Rights watchdog to appear in Supreme Court case concerning surrogacy

Rights watchdog to appear in Supreme Court case concerning surrogacy

Sinéad Gibney

The Irish Human Rights and Equality Commission has been granted liberty by the Supreme Court to exercise its amicus curiae function in a significant case relating to surrogacy, citizenship and children’s rights.

The case examines the citizenship of a child, known as “C”, born through surrogacy in the UK in 2015. When the child was born, his surrogate mother and his biological father, known as “B”, were recorded on his birth certificate as his parents.

A parental order was subsequently issued under UK law which reassigned the parentage of the child to his biological father, B, and his intending parent, known as “A”. Any rights of the surrogate mother were effectively extinguished by this order. The child’s birth certificate was then reissued to reflect his reassigned parentage to both his fathers.

In early 2017 the Irish parent, A, applied for an Irish passport for his son. The Irish authorities did not make a decision to grant a passport to the child, as they did not accept that under Irish law his non-biological parent, A, was his parent at the time of his birth, and contended that the child was therefore not considered to be an Irish citizen pursuant to the Irish Nationality and Citizenship Act 1956. No final decision was made and the application remained outstanding until proceedings were commenced by the applicants in 2020.

The High Court found that the child was entitled to Irish citizenship, and directed that the minister make a decision on the passport application. However, the State then successfully applied for a leapfrog appeal to the Supreme Court on the basis that the cases raises matters of public importance.
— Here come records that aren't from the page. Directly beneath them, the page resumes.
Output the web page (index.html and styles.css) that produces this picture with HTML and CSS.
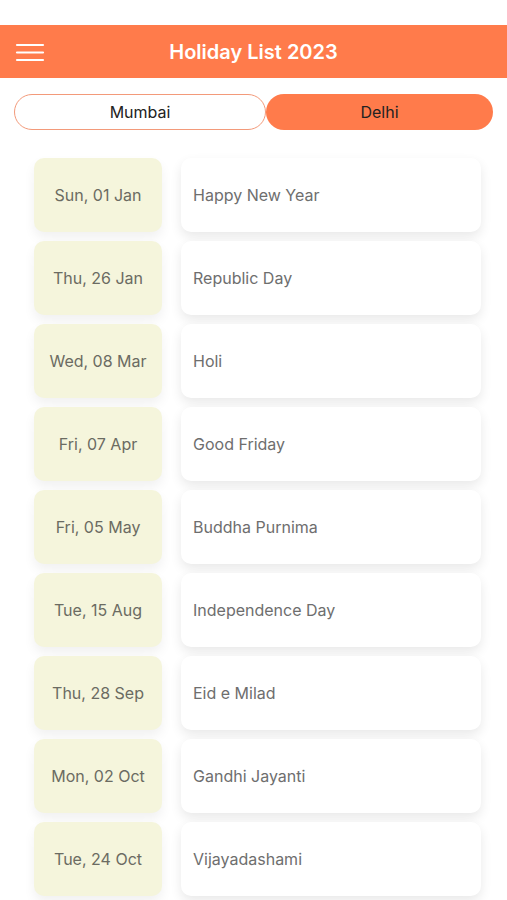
FILE: index.html
```html
<!DOCTYPE html>
<html>
<head>
<meta charset="utf-8">
<link rel="stylesheet" href="styles.css">
</head>
<body>
<div class="status"></div>
<header class="bar">
  <button class="menu" aria-label="menu">
    <svg width="30" height="20" viewBox="0 0 30 20"><g stroke="#fff" stroke-width="2.2" stroke-linecap="round"><line x1="2" y1="2" x2="28" y2="2"/><line x1="2" y1="9.5" x2="28" y2="9.5"/><line x1="2" y1="17" x2="28" y2="17"/></g></svg>
  </button>
  <h1 class="title">Holiday List 2023</h1>
</header>
<div class="seg">
  <div class="seg-item">Mumbai</div>
  <div class="seg-item active">Delhi</div>
</div>
<div class="list">
  <div class="row"><div class="date">Sun, 01 Jan</div><div class="name">Happy New Year</div></div>
  <div class="row"><div class="date">Thu, 26 Jan</div><div class="name">Republic Day</div></div>
  <div class="row"><div class="date">Wed, 08 Mar</div><div class="name">Holi</div></div>
  <div class="row"><div class="date">Fri, 07 Apr</div><div class="name">Good Friday</div></div>
  <div class="row"><div class="date">Fri, 05 May</div><div class="name">Buddha Purnima</div></div>
  <div class="row"><div class="date">Tue, 15 Aug</div><div class="name">Independence Day</div></div>
  <div class="row"><div class="date">Thu, 28 Sep</div><div class="name">Eid e Milad</div></div>
  <div class="row"><div class="date">Mon, 02 Oct</div><div class="name">Gandhi Jayanti</div></div>
  <div class="row"><div class="date">Tue, 24 Oct</div><div class="name">Vijayadashami</div></div>
</div>
</body>
</html>
```
FILE: styles.css
```css
html, body {
  margin: 0;
  padding: 0;
  background: #fff;
  font-family: Inter, "Liberation Sans", sans-serif;
  height: 900px;
  overflow: hidden;
}
.status {
  height: 25px;
}
.bar {
  height: 53px;
  background: #ff7b4b;
  display: flex;
  align-items: center;
  justify-content: center;
  position: relative;
}
.menu {
  position: absolute;
  left: 15px;
  top: 18px;
  background: none;
  border: 0;
  padding: 0;
  width: 30px;
  height: 20px;
}
.menu svg { display: block; }
.title {
  margin: 0;
  color: #fff;
  font-size: 20px;
  font-weight: 600;
  letter-spacing: 0;
}
.seg {
  display: flex;
  margin: 16px 14px 0 14px;
  height: 36px;
}
.seg-item {
  flex: 1;
  display: flex;
  align-items: center;
  justify-content: center;
  font-size: 16px;
  color: #222;
  border-radius: 18px;
}
.seg-item:first-child {
  flex: 0 0 252px;
  border: 1.5px solid #f39a7a;
  box-sizing: border-box;
}
.seg-item.active {
  background: #ff7b4b;
}
.list {
  display: flex;
  flex-direction: column;
  gap: 9px;
  margin-top: 28px;
  padding: 0 26px 0 34px;
}
.row {
  display: flex;
  gap: 19px;
  height: 74px;
}
.date {
  flex: 0 0 128px;
  background: #f5f5dc;
  border-radius: 10px;
  display: flex;
  align-items: center;
  justify-content: center;
  font-size: 16px;
  color: #6b6b62;
  box-shadow: 0 6px 12px rgba(0,0,0,0.06);
}
.name {
  flex: 1;
  background: #fff;
  border-radius: 10px;
  display: flex;
  align-items: center;
  padding-left: 12px;
  font-size: 16px;
  color: #6e6e6e;
  box-shadow: 0 5px 12px rgba(0,0,0,0.09);
}
```
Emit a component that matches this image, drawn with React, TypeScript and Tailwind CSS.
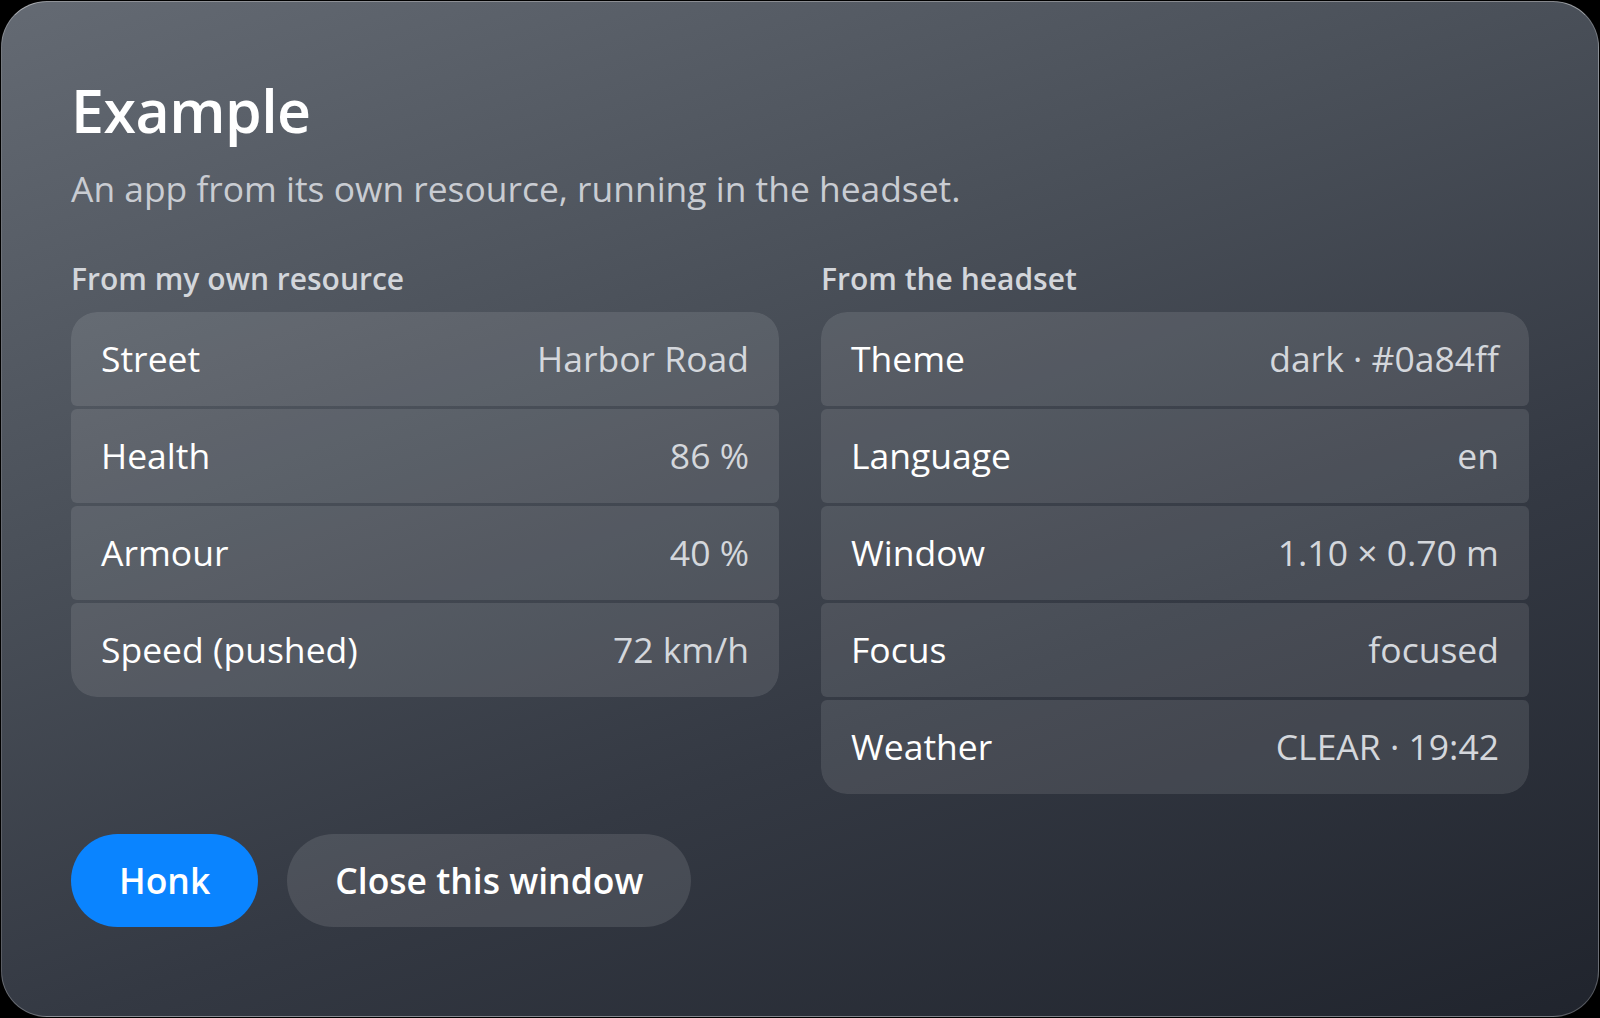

The Supreme Court will now consider the case. It is anticipated that the court will consider the question of entitlement to citizenship by descent in the context of international surrogacy, along with a number of related issues having regard to Irish law and the European Convention on Human Rights.

As amicus curiae, the Irish Human Rights and Equality Commission will assist the Supreme Court by making submissions drawing on national and international law, and the established human rights protections that apply in the area of citizenship rights having regard to the situation of a child born through surrogacy.

Chief commissioner Sinéad Gibney said: “The Commission applied to appear as amicus curiae in this case as it raises important issues on the protection of the rights of citizenship in surrogacy cases. The determination of the State’s appeal is likely to have a significant impact in other future cases.”